Considérons la création, au 1er janvier 2005, de la Cité nationale de l’histoire de l’immigration sur le site de l’ancien MAAO (voir A Propos... n°1). Vestige de l’Exposition coloniale internationale de 1931, Musée des colonies de 1931 à 1935 puis Musée de la France d’outre-mer et MAAO à partir de 1961, le Musée de la Porte Dorée appartient corps et âme à l’histoire coloniale. Sa fermeture en 2003 offrait une chance exceptionnelle à la France, « dernier pays en Europe à ne pas avoir de musée colonial » selon le spécialiste des arts d’Océanie au Musée des arts africains et océaniens Roger Boulay, de faire face à un passé qui ne passe décidément pas.
Qu’à cela ne tienne et correction politique oblige, le projet proposé par Jacques Toubon et validé le 1er janvier dernier fait l’impasse sur l’histoire de la colonisation pour ne considérer que la geste des migrations, jouant aux jeux dangereux de la superposition des mémoires et de la folklorisation des cultures.

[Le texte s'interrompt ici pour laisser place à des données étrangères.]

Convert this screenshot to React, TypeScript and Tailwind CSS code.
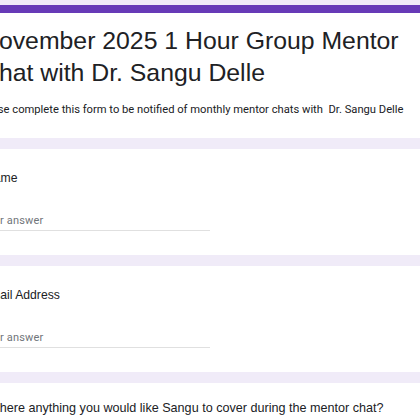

Si l’on est loin du rêve de Malraux d’un musée universel qui donnerait à voir l’ensemble du génie humain dans sa diversité, on est en revanche bien dans la continuité du projet du Musée du Quai Branly et du démantèlement du Musée de l’homme. Entre comprendre les cultures et seulement les montrer, il a fallu choisir. Qu’importe que le parti pris esthétique soit indéfendable, une mise à plat et en lumière de l’héritage colonial n’ayant encore réellement eu lieu en France. Et qu’importe aussi qu’un véritable travail de recherche et de pédagogie sur la chose eût pu mettre la République face à des fantômes qui continuent de la hanter.
La mémoire est un élément primordial de la cohésion et de la cohérence d’un groupe en ce qu’elle lui fournit des référentiels communs comme par exemple une morale. Une mémoire est également structurante dans son influence inconsciente sur les manières de voir et de faire des membres d’un groupe. Les « problèmes d’immigration » par exemple sont dans une large mesure liés à la permanence de l’imaginaire raciste hérité de la colonisation. Ainsi, dans bien des têtes, le Maghrébin d’aujourd’hui ressemble trait pour trait à la description de l’Arabe que faisaient les ethnologues français il y a un siècle.

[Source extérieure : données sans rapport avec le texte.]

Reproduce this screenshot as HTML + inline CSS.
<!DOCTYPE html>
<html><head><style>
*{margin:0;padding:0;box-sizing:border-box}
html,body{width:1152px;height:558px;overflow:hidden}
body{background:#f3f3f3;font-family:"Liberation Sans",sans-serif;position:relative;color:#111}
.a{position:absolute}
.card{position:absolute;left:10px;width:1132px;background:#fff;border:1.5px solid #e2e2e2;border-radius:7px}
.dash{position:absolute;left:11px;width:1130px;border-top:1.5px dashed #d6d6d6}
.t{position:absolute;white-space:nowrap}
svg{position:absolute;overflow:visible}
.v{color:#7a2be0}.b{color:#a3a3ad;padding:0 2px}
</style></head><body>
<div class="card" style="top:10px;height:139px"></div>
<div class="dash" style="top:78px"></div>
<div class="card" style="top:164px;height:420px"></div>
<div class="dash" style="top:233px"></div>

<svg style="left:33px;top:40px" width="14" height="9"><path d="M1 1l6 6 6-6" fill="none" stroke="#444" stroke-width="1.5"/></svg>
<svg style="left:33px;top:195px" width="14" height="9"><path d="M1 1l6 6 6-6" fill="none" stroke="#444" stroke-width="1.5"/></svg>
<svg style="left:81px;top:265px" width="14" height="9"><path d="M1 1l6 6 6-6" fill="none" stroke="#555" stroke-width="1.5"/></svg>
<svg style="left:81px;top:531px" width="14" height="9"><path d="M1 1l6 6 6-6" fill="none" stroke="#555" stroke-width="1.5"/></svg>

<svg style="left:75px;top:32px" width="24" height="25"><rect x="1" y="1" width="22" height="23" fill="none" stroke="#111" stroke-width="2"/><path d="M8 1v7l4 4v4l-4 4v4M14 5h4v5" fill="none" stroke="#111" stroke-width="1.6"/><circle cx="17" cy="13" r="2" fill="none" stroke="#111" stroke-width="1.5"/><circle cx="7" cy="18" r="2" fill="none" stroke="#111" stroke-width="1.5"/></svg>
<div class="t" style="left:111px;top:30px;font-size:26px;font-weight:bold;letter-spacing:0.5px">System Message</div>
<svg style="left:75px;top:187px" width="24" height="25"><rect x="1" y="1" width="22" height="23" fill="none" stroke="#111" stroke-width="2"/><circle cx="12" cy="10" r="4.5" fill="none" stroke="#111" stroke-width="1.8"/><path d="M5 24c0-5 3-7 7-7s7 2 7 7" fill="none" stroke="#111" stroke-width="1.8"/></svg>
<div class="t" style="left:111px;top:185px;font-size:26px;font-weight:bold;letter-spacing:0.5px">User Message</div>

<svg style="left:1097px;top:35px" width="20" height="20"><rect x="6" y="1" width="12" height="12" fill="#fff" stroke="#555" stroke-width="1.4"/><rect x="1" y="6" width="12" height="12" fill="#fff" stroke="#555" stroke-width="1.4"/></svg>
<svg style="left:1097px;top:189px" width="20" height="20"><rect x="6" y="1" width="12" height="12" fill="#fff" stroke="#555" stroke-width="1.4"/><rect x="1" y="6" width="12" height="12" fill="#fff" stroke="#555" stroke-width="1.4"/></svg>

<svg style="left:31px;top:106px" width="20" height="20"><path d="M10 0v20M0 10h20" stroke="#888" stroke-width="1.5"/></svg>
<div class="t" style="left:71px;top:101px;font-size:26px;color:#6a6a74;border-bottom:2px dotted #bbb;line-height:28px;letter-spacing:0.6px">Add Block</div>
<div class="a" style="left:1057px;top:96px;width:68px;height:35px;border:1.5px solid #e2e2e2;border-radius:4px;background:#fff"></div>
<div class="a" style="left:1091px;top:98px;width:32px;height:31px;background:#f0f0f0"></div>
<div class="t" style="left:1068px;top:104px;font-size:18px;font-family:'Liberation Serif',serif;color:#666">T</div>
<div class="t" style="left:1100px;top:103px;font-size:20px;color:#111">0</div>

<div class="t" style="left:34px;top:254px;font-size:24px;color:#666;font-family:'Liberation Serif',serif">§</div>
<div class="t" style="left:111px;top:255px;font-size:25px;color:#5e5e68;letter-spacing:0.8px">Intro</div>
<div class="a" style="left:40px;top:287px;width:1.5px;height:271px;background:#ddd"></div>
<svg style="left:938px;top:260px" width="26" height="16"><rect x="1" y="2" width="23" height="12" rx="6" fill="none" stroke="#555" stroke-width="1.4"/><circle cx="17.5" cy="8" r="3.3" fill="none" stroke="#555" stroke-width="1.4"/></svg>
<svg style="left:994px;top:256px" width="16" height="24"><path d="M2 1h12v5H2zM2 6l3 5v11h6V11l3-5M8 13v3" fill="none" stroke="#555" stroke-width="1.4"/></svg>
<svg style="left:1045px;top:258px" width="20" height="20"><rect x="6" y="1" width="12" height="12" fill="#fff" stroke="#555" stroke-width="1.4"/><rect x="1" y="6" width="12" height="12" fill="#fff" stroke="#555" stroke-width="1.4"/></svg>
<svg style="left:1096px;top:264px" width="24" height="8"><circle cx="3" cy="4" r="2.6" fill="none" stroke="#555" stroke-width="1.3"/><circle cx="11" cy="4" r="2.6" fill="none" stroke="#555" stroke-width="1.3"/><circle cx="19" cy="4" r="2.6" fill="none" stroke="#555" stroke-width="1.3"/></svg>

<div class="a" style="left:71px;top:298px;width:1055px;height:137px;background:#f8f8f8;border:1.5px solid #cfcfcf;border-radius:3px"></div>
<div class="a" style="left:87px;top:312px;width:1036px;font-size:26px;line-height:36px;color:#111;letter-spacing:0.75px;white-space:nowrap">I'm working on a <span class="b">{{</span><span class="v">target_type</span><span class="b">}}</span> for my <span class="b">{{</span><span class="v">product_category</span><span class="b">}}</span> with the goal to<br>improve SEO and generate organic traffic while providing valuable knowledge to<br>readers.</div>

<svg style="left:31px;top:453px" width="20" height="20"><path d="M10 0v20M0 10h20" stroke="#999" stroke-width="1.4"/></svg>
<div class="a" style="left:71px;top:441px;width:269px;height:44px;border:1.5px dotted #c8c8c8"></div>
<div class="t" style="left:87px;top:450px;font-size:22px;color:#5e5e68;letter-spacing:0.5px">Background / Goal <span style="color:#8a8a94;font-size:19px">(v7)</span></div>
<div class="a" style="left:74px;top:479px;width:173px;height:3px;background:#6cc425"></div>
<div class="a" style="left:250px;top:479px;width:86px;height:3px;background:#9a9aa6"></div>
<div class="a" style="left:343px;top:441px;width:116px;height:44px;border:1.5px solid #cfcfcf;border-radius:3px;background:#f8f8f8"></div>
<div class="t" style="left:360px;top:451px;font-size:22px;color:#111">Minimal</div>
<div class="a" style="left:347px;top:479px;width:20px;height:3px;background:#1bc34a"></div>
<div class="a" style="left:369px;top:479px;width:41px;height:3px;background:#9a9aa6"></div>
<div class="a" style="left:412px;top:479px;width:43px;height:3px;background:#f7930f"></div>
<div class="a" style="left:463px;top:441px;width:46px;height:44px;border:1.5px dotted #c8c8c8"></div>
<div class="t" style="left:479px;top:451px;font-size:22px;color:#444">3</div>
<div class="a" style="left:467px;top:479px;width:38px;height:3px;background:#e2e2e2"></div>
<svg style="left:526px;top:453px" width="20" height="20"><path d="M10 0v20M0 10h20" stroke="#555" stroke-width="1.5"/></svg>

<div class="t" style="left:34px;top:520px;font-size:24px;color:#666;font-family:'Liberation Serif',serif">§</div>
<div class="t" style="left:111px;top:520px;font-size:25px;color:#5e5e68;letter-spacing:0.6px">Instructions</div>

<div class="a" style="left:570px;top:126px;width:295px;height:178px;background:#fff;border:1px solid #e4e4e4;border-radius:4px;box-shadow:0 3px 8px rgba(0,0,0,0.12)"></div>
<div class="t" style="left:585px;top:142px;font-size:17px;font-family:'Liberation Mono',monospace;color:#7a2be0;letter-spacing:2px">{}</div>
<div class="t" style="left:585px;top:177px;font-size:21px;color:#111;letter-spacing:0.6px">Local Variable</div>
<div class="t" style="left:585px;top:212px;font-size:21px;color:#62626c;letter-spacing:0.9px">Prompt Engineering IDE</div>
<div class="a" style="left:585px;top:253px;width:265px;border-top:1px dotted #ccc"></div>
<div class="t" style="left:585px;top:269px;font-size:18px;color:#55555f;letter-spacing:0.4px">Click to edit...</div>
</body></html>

La République française, prise régulièrement dans des affaires mettant en question son identité nationale - comme celles du voile, du code de la nationalité, des discriminations, du « racisme à la française », des sans-papiers ou encore de la « montée de l’islam » -, s’obstine à vouloir la construire sans reconnaître à ses enfants une mémoire commune et en entretenant sciemment une véritable « amnésie coloniale ».
Comme s’en exclame Nicolas Bancel, de l’ACHAC (Association pour la connaissance de l’histoire de l’Afrique contemporaine), « il y a plus de spécialistes américains que de français qui travaillent sur ce sujet ! » De telles réticences à construire une véritable histoire de la colonisation s’expliquent par le rôle qu’ont pu jouer les « sauvages » dans la construction identitaire des « civilisés », l’invention du primitivisme ayant par exemple permis de consolider en regard la définition de l’Occident comme « moderne ».
Car ces processus de construction identitaire ne sont pas propres à l’époque coloniale mais traversent l’ensemble de l’histoire humaine et semblent tout aussi structurants aujourd’hui qu’il y a un siècle. C’est du moins la thèse de Samuel Huntington, auteur du Choc des civilisation, dont l’introduction rappelle : « On sait qui on est seulement si on sait qui on n’est pas. Et, bien souvent, si on sait contre qui on est. »
Si ces deux phrases pointent de manière saisissante les mécanismes de construction identitaire à l’ère post-coloniale, ils relèvent également sa spécificité par rapport au colonialisme et au néo-colonialisme : les rapports Nord-Sud n’y sont plus des rapports de domination mais, bien souvent, des rapports de confrontation.